Children bring energy, imagination and confidence to the growing and cooking tasks, Adams said. “They also bring attention to detail and a sense of wonder. Kids are surprised at what’s around every corner. They’re seeing many things for the first time. They’ll notice a butterfly fluttering by or see ladybugs under the leaves. When harvesting, they’ll get excited about pulling on a leaf and coming up with a carrot. They think it’s awesome when they stick a fork into the soil and find potatoes buried beneath the plants.”

Mistakes, too, can be turned into learning opportunities.

“Making a mess,” Adams said. “Spillage. Sunflowers that grow from seeds dropped the year before. Planting seeds in rows that are a little bit off here and there. Maybe it’s something we didn’t intend to do, but we’ll try to turn it around and make the most of it.”

One thing children usually don’t have in abundance is a lengthy attention span. But there are ways to get around that. Here are some ideas from the authors of The Family Kitchen Garden: How to Plant, Grow and Cook Together, by Karen Liebreich, Jutta Wagner and Annette Wendland (Timber Press, 2009):

• Learn by doing. “It is boring watching other people gardening,” Liebreich said. “They must be involved from start to finish. Doing is interesting.
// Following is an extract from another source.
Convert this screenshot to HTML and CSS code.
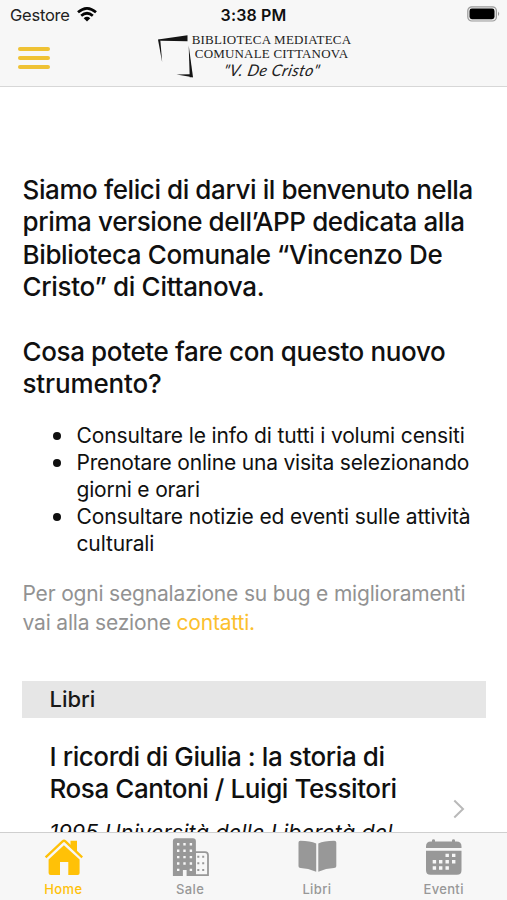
FILE: index.html
```html
<!DOCTYPE html>
<html lang="it">
<head>
<meta charset="utf-8">
<meta name="viewport" content="width=device-width, initial-scale=1">
<title>Biblioteca Comunale Cittanova</title>
<link rel="stylesheet" href="styles.css">
</head>
<body>
<header class="header">
  <div class="status">
    <div class="carrier"><span>Gestore</span>
      <svg class="wifi" width="20" height="15" viewBox="0 0 20 15"><g fill="none" stroke="#050505" stroke-width="2.7"><path d="M1 5.3Q10-2.5 19 5.3"/><path d="M4.2 8.8Q10 3.7 15.8 8.8"/></g><path d="M6.7 11.2Q10 8.5 13.3 11.2L10 14.5Z" fill="#050505"/></svg>
    </div>
    <time class="clock">3:38 PM</time>
    <svg class="battery" width="33" height="16" viewBox="0 0 33 16"><rect x=".8" y=".8" width="28.600" height="14.200" rx="4" fill="#ededed" stroke="#9b9b9b" stroke-width="1.2"/><rect x="2.500" y="2.600" width="25" height="10.600" rx="2.400"/><path d="M31 5.5q2.4 2.3 0 4.6z" fill="#999"/></svg>
  </div>
  <div class="brandbar">
    <button class="menu" aria-label="Menu"><i></i><i></i><i></i></button>
    <div class="brand">
      <svg class="mark" width="38" height="46" viewBox="0 0 38 46" fill="#151515"><path d="M1 5.500 30.500 1.300V7.300L3.500 6.700Z"/><path d="M1 5.500 3.300 6 5.200 28.500Z"/><path d="M31.700 11.500 36 43.200H32.700Z"/><path d="M19.500 40.500 33 40.200 36 43.200Z"/></svg>
      <div class="brand-text"><span class="b1">BIBLIOTECA MEDIATECA</span><span class="b2">COMUNALE CITTANOVA</span>
      <span class="b3">"V. De Cristo"</span></div>
    </div>
  </div>
</header>
<main class="content">
  <h1 class="title intro"><span class="w1">Siamo felici di darvi il benvenuto nella</span><br><span class="w2">prima versione dell’APP dedicata alla</span><br><span class="w3">Biblioteca Comunale “Vincenzo De</span><br><span class="w4">Cristo” di Cittanova.</span><br><br><span class="w5">Cosa potete fare con questo nuovo</span><br><span class="w6">strumento?</span></h1>
  <ul class="features">
    <li>Consultare le info di tutti i volumi censiti</li>
    <li class="tight">Prenotare online una visita selezionando<br>giorni e orari</li>
    <li>Consultare notizie ed eventi sulle attività<br>culturali</li>
  </ul>
  <p class="note">Per ogni segnalazione su bug e miglioramenti<br>vai alla sezione <a class="link">contatti.</a></p>
  <h2 class="section">Libri</h2>
  <article class="book">
    <div class="book-text">
      <h3 class="title book-title">I ricordi di Giulia : la storia di<br>Rosa Cantoni / Luigi Tessitori</h3>
      <p class="publisher">1995 Università delle Liberetà del</p>
    </div>
    <svg class="chevron" width="12" height="20" viewBox="0 0 12 20"><path d="M1.300 1.500 10 10 1.300 18.500" fill="none" stroke="#b9b9b9" stroke-width="2"/></svg>
  </article>
</main>
<nav class="tabs">
  <a class="tab active"><svg width="40" height="40" viewBox="0 0 40 40" fill="currentColor"><path d="M20.900 8.300 36.600 22.500V36q0 2-2 2H25.300V25H17v13H7.600q-2 0-2-2V22.500Z"/><path d="M27.500 3.800H34v12l-6.500-5.500Z"/><path d="M2.600 20.300 19.600 4.400q1.400-1.200 2.800 0L39.200 20.300" fill="none" stroke="currentColor" stroke-width="2.300"/></svg><span>Home</span></a>
  <a class="tab"><svg width="40" height="40" viewBox="0 0 40 40" fill="currentColor"><path d="M25 15.200h10q3 0 3 3v20H25Z" fill="#f7f7f7" stroke="currentColor" stroke-width="1.800"/><path d="M5.900 1.200h17q3 0 3 3V39h-9.300v-6h-3.700v6H2.900V4.200q0-3 3-3Z"/><g fill="none" stroke="#f7f7f7" stroke-width="2.400" stroke-dasharray="2.400 4"><path d="M8.200 6.100v28M14.500 6.100v24M20.900 6.100v28"/></g><g fill="none" stroke="currentColor" stroke-width="2" stroke-dasharray="2 4.600"><path d="M28.300 18.700v17M33.200 18.700v17"/></g></svg><span>Sale</span></a>
  <a class="tab"><svg width="40" height="40" viewBox="0 0 40 40" fill="currentColor"><path d="M19.200 6.500v28.200Q11 31.300 3.500 31q-2 0-2-1.800V5.500q0-1.800 2-1.700Q13 4 19.200 6.500ZM21.300 6.500v28.200Q29 31.300 37 31q2.300 0 2.300-1.800V5.500q0-1.800-2.300-1.700Q27 4 21.300 6.500Z"/></svg><span>Libri</span></a>
  <a class="tab"><svg width="40" height="40" viewBox="0 0 40 40" fill="currentColor"><path d="M2 11V9.500Q2 4.500 7 4.500h1V3.500q0-1.300 1.500-1.300T11 3.500v1h17v-1q0-1.300 1.500-1.300T31 3.500v1h1.500q5 0 5 5V11ZM2 13.700h35.500v19.500q0 4.500-4.500 4.500H6.500Q2 37.700 2 33.200Z"/><g fill="#f7f7f7"><path d="M21.500 16.700h3.400v3.400h-3.400zM28 16.700h3.400v3.400H28zM8.700 23h3.400v3.400H8.700zM15 23h3.400v3.400H15zM21.500 23h3.400v3.400h-3.400zM28 23h3.400v3.400H28zM8.700 29.300h3.400v3.400H8.700zM15 29.300h3.400v3.400H15zM21.500 29.300h3.400v3.400h-3.400z"/></g></svg><span>Eventi</span></a>
</nav>
</body>
</html>
```
FILE: styles.css
```css
* { box-sizing: border-box; }
body { margin: 0; width: 507px; height: 900px; display: flex; flex-direction: column; overflow: hidden; background: #fff; color: #101010; font-family: Inter, "Liberation Sans", sans-serif; }
.header { flex: none; height: 87px; background: #f7f7f7; border-bottom: 1px solid #d7d7d7; }
.status { height: 29px; display: grid; grid-template-columns: 1fr auto 1fr; align-items: center; padding: 0 10px 0 10px; }
.carrier { display: flex; align-items: center; gap: 7px; font-size: 16.5px; letter-spacing: -.25px; color: #222; }
.clock { font-size: 16px; font-weight: 600; letter-spacing: .15px; }
.battery { justify-self: end; margin: -2px -3px 0 0; }
.brandbar { display: flex; height: 57px; padding-left: 18px; }
.menu { width: 32px; height: 22px; margin-top: 18px; padding: 0; border: 0; background: none; display: flex; flex-direction: column; justify-content: space-between; }
.menu i { height: 4.200px; border-radius: 2px; background: #efc234; }
.brand { display: flex; margin-left: 107px; }
.mark { margin-top: 5px; margin-right: -5.500px; }
.brand-text { display: flex; flex-direction: column; align-items: center; padding-top: 4px; width: 164px; font-family: "Liberation Serif", serif; font-size: 13px; line-height: 13.500px; white-space: nowrap; color: #222; }
.b1 { letter-spacing: .24px; }
.b2 { letter-spacing: .19px; }
.b3 { font-family: Lato, sans-serif; font-style: italic; font-size: 16px; line-height: 20px; letter-spacing: .5px; transform: skewX(-12deg); }
.content { flex: 1; min-height: 0; overflow: hidden; padding: 87px 21px 0 22px; }
.title { margin: 0; font-size: 26px; line-height: 32.400px; font-weight: 500; white-space: nowrap; }
.intro { padding-left: .5px; }
.w1 { letter-spacing: -.41px; }
.w2, .w3, .w5 { letter-spacing: -.37px; }
.w4 { letter-spacing: -.3px; }
.w6 { letter-spacing: -.15px; }
.features { margin: 21px 0 0; padding-left: 54.500px; list-style: none; font-size: 21px; line-height: 27px; letter-spacing: -.135px; white-space: nowrap; }
.features li::before { content: ""; display: inline-block; width: 8px; height: 8px; margin: 0 15.500px 0 -23.500px; border-radius: 50%; background: #101010; vertical-align: 3px; }
.tight { letter-spacing: -.19px; }
.note { margin: 22px 0 0; padding-left: .5px; font-size: 21px; line-height: 29.500px; letter-spacing: -.18px; color: #929292; white-space: nowrap; }
.link { color: #fcc02d; }
.section { margin: 43px 0 0; height: 37px; padding-left: 27.500px; background: #e6e6e6; font-size: 22px; font-weight: 500; line-height: 37px; color: #181818; }
.book { display: flex; align-items: center; padding: 23px 21px 0 27.500px; height: 159px; justify-content: space-between; }
.book-text { align-self: flex-start; }
.book-title { letter-spacing: -.42px; }
.publisher { margin: 13.500px 0 0; font-size: 21.500px; line-height: 27px; letter-spacing: .15px; font-style: italic; white-space: nowrap; }
.tabs { flex: none; height: 68px; display: grid; grid-template-columns: repeat(4, 1fr); background: #f7f7f7; border-top: 1px solid #cfcfcf; }
.tab { display: flex; flex-direction: column; align-items: center; padding-top: 4px; font-size: 13px; line-height: 16px; font-weight: 500; letter-spacing: .35px; color: #989898; }
.tab span { margin-top: 4px; }
.active { color: #ffc107; }
```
Watching is dull.”

• Teach kids how to compare: “Does the beetroot ‘Chioggia’ taste different from beetroot ‘Bull’s Blood’? If you close your eyes, can you tell which is a white currant, which is a red currant? Is french parsley different from Italian, curly from flat-leaved? This not only makes it fun, but also cultivates a palate to distinguish tastes,” Liebreich said. “And, incidentally, shows the importance of opinion.”

• Stage competitions: “Whose bramble root is longer, whose bean grew taller, who speared more potatoes on their (pitch)fork when digging them up?”

• Experiment: “Did the bean with no water germinate? The bean in the dark? What happened to the bean with no stick to climb?”